I then came upon an online screen recorder called "Screenr" which required no downloading, no sign-up and had rave reviews from several sources. Screenr allows you to capture up to five minutes of video per file and then to either save it on your own system in .mp4 format for editing, upload it to a host of social media sites or directly to YouTube.

I fired-up Perseus and then Screenr to gave it a try. The first thing that popped-up was an adjustable frame that allows you to size your video so that just the wanted subject is visible and any additional screen clutter is not included.
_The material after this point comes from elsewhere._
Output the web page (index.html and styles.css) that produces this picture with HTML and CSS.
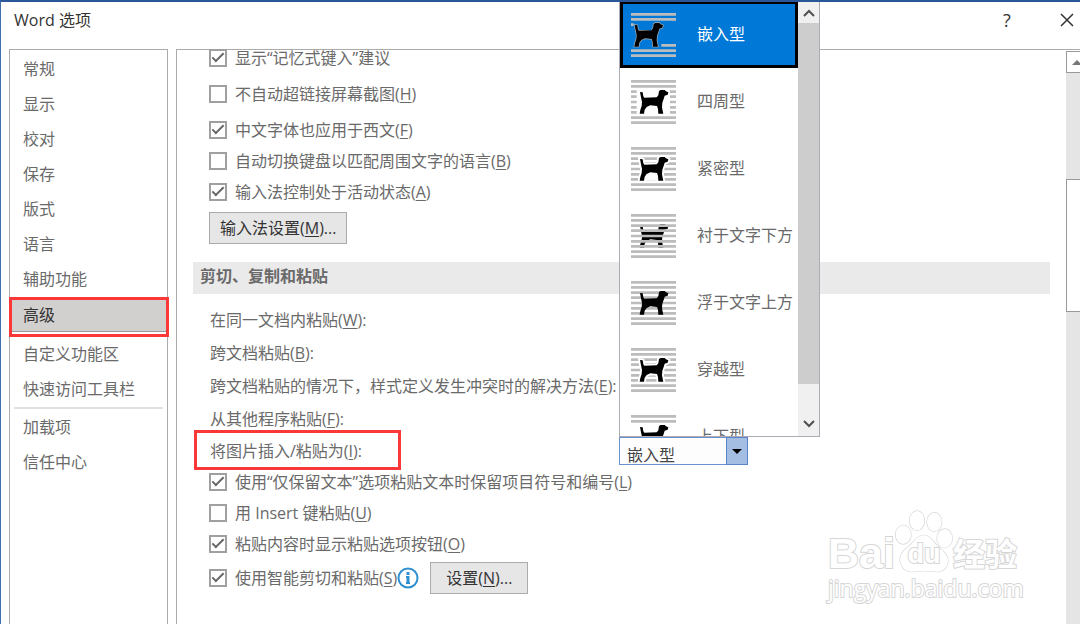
FILE: index.html
```
<!DOCTYPE html>
<html lang="zh-CN">
<head>
    <meta charset="UTF-8">
    <title>Word 选项</title>
    <link rel="stylesheet" href="styles.css">
</head>
<body>
    <!-- Shared shapes for the wrapping icons -->
    <svg class="defs" width="0" height="0" aria-hidden="true">
        <defs>
            <path id="dog" d="M27 36 35 37 37 49 40 53 77 52 82 46 84 33 89 30H101L105 34 112 37 110 44 101 47 98 57 94 68 93 82 95 92 97 101H82L81 87 78 78 58 76 47 81 41 89 39 101H26L28 90 32 78 33 66 30 52Z"/>
            <path id="lines-outer" d="M0 4H135M0 19H135M0 113H135M0 128H135"/>
            <path id="lines-inner" d="M0 35H135M0 50H135M0 66H135M0 82H135M0 97H135"/>
        </defs>
    </svg>

    <div class="dialog">
        <header class="title-bar">
            <h1>Word 选项</h1>
            <button class="title-btn" aria-label="帮助">?</button>
            <button class="title-btn" aria-label="关闭">
                <svg width="14" height="14" viewBox="0 0 14 14" fill="none" stroke="currentColor" stroke-width="1.5">
                    <path d="M1 1 13 13M13 1 1 13"/>
                </svg>
            </button>
        </header>

        <div class="dialog-body">
            <nav class="sidebar">
                <a href="#" class="nav-item">常规</a>
                <a href="#" class="nav-item">显示</a>
                <a href="#" class="nav-item">校对</a>
                <a href="#" class="nav-item">保存</a>
                <a href="#" class="nav-item">版式</a>
                <a href="#" class="nav-item">语言</a>
                <a href="#" class="nav-item">辅助功能</a>
                <a href="#" class="nav-item active">高级</a>
                <a href="#" class="nav-item">自定义功能区</a>
                <a href="#" class="nav-item">快速访问工具栏</a>
                <hr>
                <a href="#" class="nav-item">加载项</a>
                <a href="#" class="nav-item">信任中心</a>
            </nav>

            <main class="panel">
                <div class="settings">
                    <label class="check-row spaced"><input type="checkbox" checked><span>显示“记忆式键入”建议</span></label>
                    <label class="check-row spaced"><input type="checkbox"><span>不自动超链接屏幕截图(<u>H</u>)</span></label>
                    <label class="check-row"><input type="checkbox" checked><span>中文字体也应用于西文(<u>F</u>)</span></label>
                    <label class="check-row"><input type="checkbox"><span>自动切换键盘以匹配周围文字的语言(<u>B</u>)</span></label>
                    <label class="check-row"><input type="checkbox" checked><span>输入法控制处于活动状态(<u>A</u>)</span></label>
                    <button class="btn ime-btn">输入法设置(<u>M</u>)...</button>

                    <h2>剪切、复制和粘贴</h2>

                    <div class="paste-row">在同一文档内粘贴(<u>W</u>):</div>
                    <div class="paste-row">跨文档粘贴(<u>B</u>):</div>
                    <div class="paste-row">跨文档粘贴的情况下，样式定义发生冲突时的解决方法(<u>E</u>):</div>
                    <div class="paste-row">从其他程序粘贴(<u>F</u>):</div>
                    <div class="paste-row marked">
                        <label for="insert-as">将图片插入/粘贴为(<u>I</u>):</label>
                        <div class="combo">
                            <select id="insert-as">
                                <option>嵌入型</option>
                                <option>四周型</option>
                                <option>紧密型</option>
                                <option>衬于文字下方</option>
                                <option>浮于文字上方</option>
                                <option>穿越型</option>
                                <option>上下型</option>
                            </select>
                            <span class="combo-arrow">
                                <svg width="10" height="5" viewBox="0 0 10 5"><path d="M0 0H10L5 5Z"/></svg>
                            </span>

                            <div class="dropdown">
                                <div class="options" role="listbox" aria-label="图片插入方式">
                                    <button class="option selected" role="option" aria-selected="true">
                                        <svg class="wrap-icon" viewBox="0 0 135 132">
                                            <use href="#lines-outer"/>
                                            <path d="M0 35H8M91 97H135"/>
                                            <use href="#dog" x="-16" class="dog glow"/>
                                        </svg>
                                        嵌入型
                                    </button>
                                    <button class="option" role="option">
                                        <svg class="wrap-icon" viewBox="0 0 135 132">
                                            <use href="#lines-outer"/>
                                            <path d="M0 35H17M0 50H17M0 66H17M0 82H17M0 97H17M117 35H135M117 50H135M117 66H135M117 82H135M117 97H135"/>
                                            <use href="#dog" class="dog"/>
                                        </svg>
                                        四周型
                                    </button>
                                    <button class="option" role="option">
                                        <svg class="wrap-icon" viewBox="0 0 135 132">
                                            <use href="#lines-outer"/>
                                            <use href="#lines-inner"/>
                                            <path class="blank" d="M36 76H84V101H36Z"/>
                                            <use href="#dog" class="dog halo"/>
                                        </svg>
                                        紧密型
                                    </button>
                                    <button class="option" role="option">
                                        <svg class="wrap-icon" viewBox="0 0 135 132">
                                            <use href="#dog" class="dog"/>
                                            <use href="#lines-outer"/>
                                            <use href="#lines-inner"/>
                                        </svg>
                                        衬于文字下方
                                    </button>
                                    <button class="option" role="option">
                                        <svg class="wrap-icon" viewBox="0 0 135 132">
                                            <use href="#lines-outer"/>
                                            <use href="#lines-inner"/>
                                            <use href="#dog" class="dog"/>
                                        </svg>
                                        浮于文字上方
                                    </button>
                                    <button class="option" role="option">
                                        <svg class="wrap-icon" viewBox="0 0 135 132">
                                            <use href="#lines-outer"/>
                                            <use href="#lines-inner"/>
                                            <use href="#dog" class="dog halo"/>
                                        </svg>
                                        穿越型
                                    </button>
                                    <button class="option" role="option">
                                        <svg class="wrap-icon" viewBox="0 0 135 132">
                                            <use href="#lines-outer"/>
                                            <use href="#dog" class="dog"/>
                                        </svg>
                                        上下型
                                    </button>
                                </div>
                                <div class="list-scroll">
                                    <svg width="12" height="8" viewBox="0 0 12 8"><path d="M1 7 6 2 11 7"/></svg>
                                    <div class="list-thumb"></div>
                                    <svg width="12" height="8" viewBox="0 0 12 8"><path d="M1 1 6 6 11 1"/></svg>
                                </div>
                            </div>
                        </div>
                    </div>

                    <label class="check-row"><input type="checkbox" checked><span>使用“仅保留文本”选项粘贴文本时保留项目符号和编号(<u>L</u>)</span></label>
                    <label class="check-row"><input type="checkbox"><span>用 Insert 键粘贴(<u>U</u>)</span></label>
                    <label class="check-row"><input type="checkbox" checked><span>粘贴内容时显示粘贴选项按钮(<u>O</u>)</span></label>
                    <div class="smart-row">
                        <label class="check-row"><input type="checkbox" checked><span>使用智能剪切和粘贴(<u>S</u>)</span></label>
                        <svg class="info" width="22" height="22" viewBox="0 0 22 22">
                            <circle cx="11" cy="11" r="9.5"/>
                            <path class="info-i" d="M11 5V8M11 9V17"/>
                            <path class="info-serif" d="M9 10H11M9 16H13"/>
                        </svg>
                        <button class="btn">设置(<u>N</u>)...</button>
                    </div>
                </div>

                <div class="scrollbar">
                    <div class="scroll-up">
                        <svg width="10" height="5" viewBox="0 0 10 5"><path d="M0 5H10L5 0Z"/></svg>
                    </div>
                    <div class="scroll-thumb"></div>
                </div>
            </main>
        </div>

        <div class="watermark">
            <div class="brand">
                <span class="brand-bai">Bai</span>
                <span class="paw">
                    <svg width="58" height="64" viewBox="0 0 174 192">
                        <ellipse cx="25" cy="74" rx="23" ry="28"/>
                        <ellipse cx="66" cy="32" rx="22" ry="29"/>
                        <ellipse cx="118" cy="36" rx="22" ry="28"/>
                        <ellipse cx="149" cy="85" rx="23" ry="28"/>
                        <path d="M87 76C65 76 56 98 38 112C14 130 10 152 22 170C38 194 65 182 87 182C110 182 140 194 154 170C168 145 150 128 132 112C114 98 108 76 87 76Z"/>
                    </svg>
                    <span class="brand-du">du</span>
                </span>
                <span class="brand-cn">经验</span>
            </div>
            <div class="brand-url">jingyan.baidu.com</div>
        </div>
    </div>
</body>
</html>
```
FILE: styles.css
```
:root {
    --text: #6a6a6a;
    --text-dark: #333333;
    --border: #ababab;
    --mark: #fb3838;
    --blue: #0078d7;
    --accent: #2b579a;
}

*,
*::before {
    margin: 0;
    padding: 0;
    box-sizing: border-box;
}

body {
    background-color: #fff;
    color: var(--text);
    font-family: "Open Sans", "Noto Sans CJK SC", sans-serif;
    font-size: 16px;
    line-height: 20px;
    overflow: hidden;
}

button,
select {
    font: inherit;
    color: inherit;
}

u {
    text-underline-offset: 2px;
}

.defs {
    position: absolute;
}

.dialog {
    height: 100vh;
    display: flex;
    flex-direction: column;
    border-top: 2px solid var(--accent);
    border-left: 1px solid #416fac;
    overflow: hidden;
    position: relative;
}

/* ========== Title bar ========== */
.title-bar {
    height: 47px;
    display: flex;
    align-items: flex-start;
    padding: 8px 6px 0 13px;
    color: var(--text-dark);
}

.title-bar h1 {
    flex: 1;
    font-size: 16px;
    font-weight: 400;
}

.title-btn {
    width: 14px;
    height: 20px;
    margin-left: 46px;
    border: none;
    background: none;
    font-size: 18px;
    display: flex;
    align-items: center;
    justify-content: center;
}

.dialog-body {
    flex: 1;
    min-height: 0;
    display: flex;
    gap: 8px;
    padding-left: 8px;
}

/* ========== Sidebar ========== */
.sidebar {
    width: 159px;
    border: 1px solid var(--border);
    border-bottom: none;
    padding-top: 2px;
}

.nav-item {
    display: block;
    height: 35px;
    line-height: 35px;
    padding-left: 13px;
    color: var(--text);
    text-decoration: none;
}

.nav-item.active {
    height: 40px;
    margin: 0 -2px 0 -1px;
    padding-left: 11px;
    line-height: 30px;
    border: 3px solid var(--mark);
    background-color: #d2d0ce;
    box-shadow: inset 0 -2px #fff, inset 0 -3px #999;
    color: var(--text-dark);
}

.sidebar hr {
    height: 2px;
    border: none;
    background-color: #e1e1e1;
    margin: 0 4px 1px;
}

/* ========== Settings ========== */
.panel {
    flex: 1;
    display: flex;
    justify-content: space-between;
    border-top: 1px solid var(--border);
    border-left: 1px solid var(--border);
}

.settings {
    flex: 1;
    margin: -8px 16px 0;
}

.check-row {
    height: 31px;
    display: flex;
    align-items: center;
    gap: 8px;
    padding-left: 16px;
}

.check-row.spaced {
    margin-bottom: 5px;
}

.check-row input {
    appearance: none;
    width: 18px;
    height: 18px;
    border: 2px solid #a0a0a0;
    display: flex;
    align-items: center;
    justify-content: center;
}

.check-row input:checked::before {
    content: "";
    width: 12px;
    height: 6px;
    border-left: 2px solid #666;
    border-bottom: 2px solid #666;
    transform: translateY(-2px) rotate(-45deg);
}

.btn {
    height: 32px;
    padding: 0 15px;
    border: 1px solid var(--border);
    background-color: #e6e6e6;
    color: var(--text-dark);
}

.ime-btn {
    display: block;
    margin: 5px 0 0 16px;
    padding: 0 10px;
}

.settings h2 {
    height: 32px;
    margin: 18px 0 10px;
    padding-left: 7px;
    background-color: #eaeaea;
    font-size: 16px;
    line-height: 28px;
}

.paste-row {
    height: 33px;
    line-height: 33px;
    padding-left: 17px;
    white-space: nowrap;
}

.paste-row.marked {
    height: 30px;
    display: flex;
    align-items: center;
    position: relative;
}

.paste-row.marked::before {
    content: "";
    position: absolute;
    left: 1px;
    top: -6px;
    width: 207px;
    height: 40px;
    border: 3px solid var(--mark);
}

.paste-row label {
    width: 409px;
}

.smart-row {
    display: flex;
    align-items: center;
    margin-top: 3px;
}

.smart-row .btn {
    margin-left: 11px;
}

.info {
    fill: none;
    stroke: #2e90d1;
    stroke-width: 2;
}

.info-i {
    stroke-width: 3;
}

/* ========== Combo and open list ========== */
.combo {
    width: 129px;
    height: 28px;
    position: relative;
}

.combo select {
    appearance: none;
    width: 100%;
    height: 100%;
    padding: 0 7px;
    border: 1px solid #6a90cf;
    border-radius: 0;
    background-color: #fdfdfd;
    color: #444;
    font-family: "Noto Sans CJK SC", sans-serif;
}

.combo-arrow {
    position: absolute;
    top: 0;
    right: 0;
    width: 22px;
    height: 28px;
    border: 1px solid #5b85c8;
    background-color: #a3bde3;
    display: flex;
    align-items: center;
    justify-content: center;
    pointer-events: none;
}

.dropdown {
    position: absolute;
    left: 0;
    bottom: 100%;
    z-index: 2;
    height: 437px;
    display: flex;
    border: 1px solid #acacb4;
    background-color: #fff;
}

.options {
    width: 178px;
    overflow: hidden;
}

.option {
    width: 100%;
    height: 67px;
    display: flex;
    align-items: center;
    gap: 21px;
    padding-left: 11px;
    border: none;
    background: none;
    white-space: nowrap;
}

.option.selected {
    border: 3px solid #000;
    padding-left: 8px;
    background-color: var(--blue);
    color: #fff;
}

.wrap-icon {
    width: 45px;
    height: 44px;
    flex: none;
    fill: none;
    stroke: #bcbcbc;
    stroke-width: 8;
}

.wrap-icon .dog {
    fill: #000;
    stroke: none;
}

.wrap-icon .glow {
    stroke: #b0b0b0;
    stroke-width: 4;
    paint-order: stroke;
}

.wrap-icon .halo {
    stroke: #fff;
    stroke-width: 11;
    paint-order: stroke;
}

.wrap-icon .blank {
    fill: #fff;
    stroke: none;
}

.list-scroll {
    width: 21px;
    display: flex;
    flex-direction: column;
    align-items: center;
    padding: 8px 0;
    background-color: #f0f0f0;
    fill: none;
    stroke: #505050;
    stroke-width: 2;
}

.list-thumb {
    width: 100%;
    height: 361px;
    margin: 6px 0 auto;
    background-color: #cdcdcd;
}

/* ========== Panel scrollbar ========== */
.scrollbar {
    width: 14px;
    margin-top: 1px;
    background-color: #e5e5e5;
    overflow: hidden;
}

.scroll-up,
.scroll-thumb {
    width: 22px;
    border: 1px solid #999;
    background-color: #fff;
}

.scroll-up {
    height: 22px;
    display: flex;
    align-items: center;
    justify-content: center;
    fill: #777;
}

.scroll-thumb {
    height: 133px;
    margin-top: 106px;
}

/* ========== Watermark ========== */
.watermark {
    position: absolute;
    right: 58px;
    bottom: 22px;
    width: 194px;
    color: #fff;
    white-space: nowrap;
    -webkit-text-stroke: 2px #d6d6d6;
    paint-order: stroke;
}

.brand {
    display: flex;
    align-items: flex-end;
    font-weight: 700;
}

.brand-bai {
    font-family: "Liberation Sans", sans-serif;
    font-size: 43px;
    line-height: 42px;
}

.brand-cn {
    font-family: "Noto Sans CJK SC", sans-serif;
    font-size: 32px;
    line-height: 44px;
}

.paw {
    display: flex;
    position: relative;
}

.paw svg {
    fill: #fff;
    stroke: #d6d6d6;
    stroke-width: 4;
}

.brand-du {
    position: absolute;
    inset: auto 0 6px;
    text-align: center;
    font-family: "Liberation Sans", sans-serif;
    font-size: 27px;
    line-height: 28px;
}

.brand-url {
    font-size: 23px;
    line-height: 28px;
}
```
As a test, I made two recordings and uploaded them to YouTube. To my delight, it all worked quickly and seamlessly although it seems that I need to do further experimenting with my audio level settings.

The first video shows two new broadcast band catches that were logged this week, using the new loop pointed to the east. KRJO in Monroe, Louisiana (1 kW) and CHTO in Toronto (1 kW) both in the top-end of the band.

The second video shows my two favorite NDB-band propagation indicators... AA (365 kHz) near Fargo on the ND/MN border as well as little 25-watter, YLJ (406 kHz) in Meadow Lake, Saskatchewan. Either of these make fine prop indicators for the 630m as well and can be heard from both the east and the west parts of the country.

The bottom line is that Screenr seems to work extremely well and is an excellent way of saving some of your SDR catches for web or blog site posting. As well, it could be used for making voice-narrated instructional videos limited only by your gets a 5 out of 5 from me!